Thursday, December 16, 2010 at 3:24 PM



Xander and the ghost of my Grandpa - Oct 2004.  2 minutes old.



 

f a m i l y t r e e

My Dad grew up with a really old dad.  By the time I came around, I only knew him as an old guy who wandered around randomly cooking stuff and not really saying anything all that coherent.  Funny how you see the future all your life.  As a matter of fact, the minute Xander was born, that was the first thought I had.  He looked exactly like my Grandpa as I remember him - wrinkled forehead and frizzy wisps of hair and that toothless smile that somehow seemed to hint at grumpiness just beneath the surface.  I haven't seen the ghost of Grandpa in Xander since then, but I just recently saw a pic of the old guy when he was about 40 and his resemblance to me was uncanny.  Skinny, frizzy headed wop with the same frown lines and wrinkled little eyes.

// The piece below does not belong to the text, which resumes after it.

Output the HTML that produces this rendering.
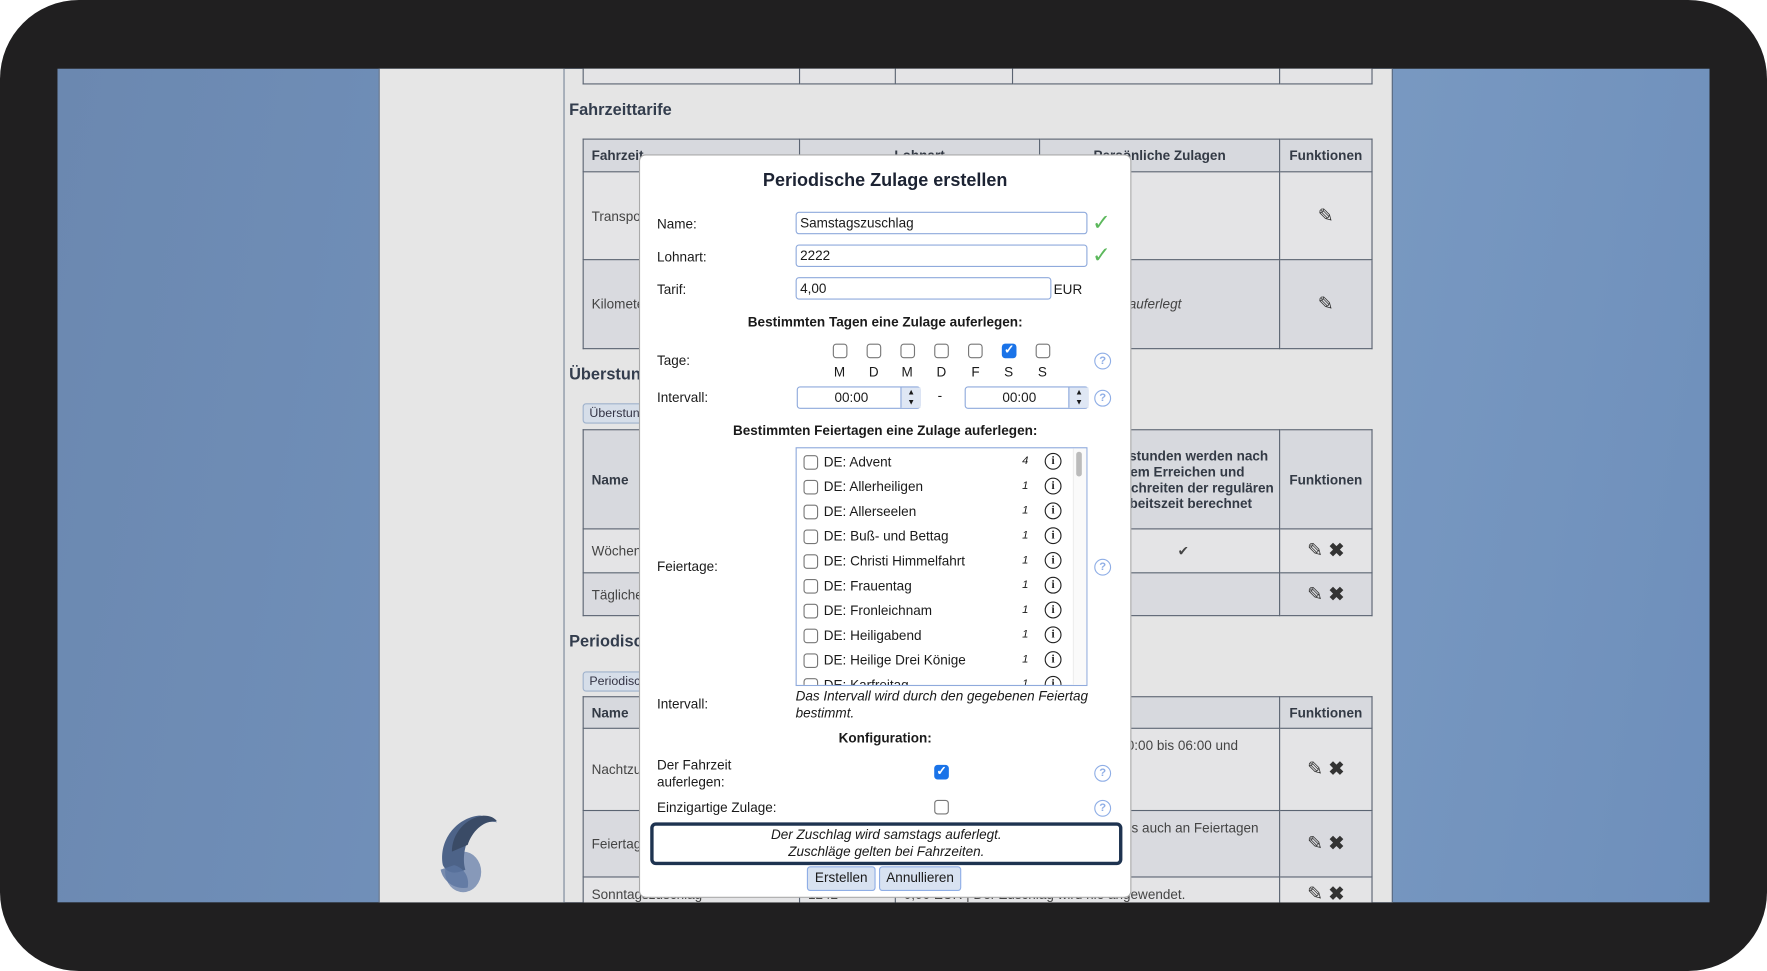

He was born outside Palermo, Sicily in 1894 so that picture (wish I had it to post now) was taken in 1934 - a good third of a century before I came along and a decade before my Dad was born.  The occasion of the photograph was a celebration of his accomplishment.  My Grandpa had just set some sort of record, I'm embarrassed to say I don't have any documentation of it, but the photo referenced a party in honor of Dominick Fish setting the record for the most coal loaded by hand in a single workday.

So when Grandpa was my age, it was the mid 1930's and he was an accomplished laborer in the coal mines of Fayette County - a job that any of us from around here know must've been pretty tough.  Besides that, he and his wife raised a total of 12 children as they lived a life very close to the land.  They grew, raised or hunted most of their own food, made their own bread in an outside stone oven, made pasta, brewed beer, made wine from the grapes they grew.  This wasn't "DIY" or "project work" like it is for me.  This was their real life.

In the ways I would hope to be like my stock, I somehow fall short.  In the ways I would hope to be different, I struggle also.  One thing is similar though.  My son is in danger of growing up with an old Dad.  Of course, there is only one of him as opposed to a dozen, and I still managed to shave a decade off the generation gap my Dad and Grandpa had to live with (and all too soon, without). 

I have been the recipient of much benefit from the legacy of my Grandfather's hard labor and progenic success.  Right now I feel the luckiest to be 43 years old and still have my own Father firmly stationed here in this world, cooking, drinking beer, loving my mom and answering his cell phone every single time I call.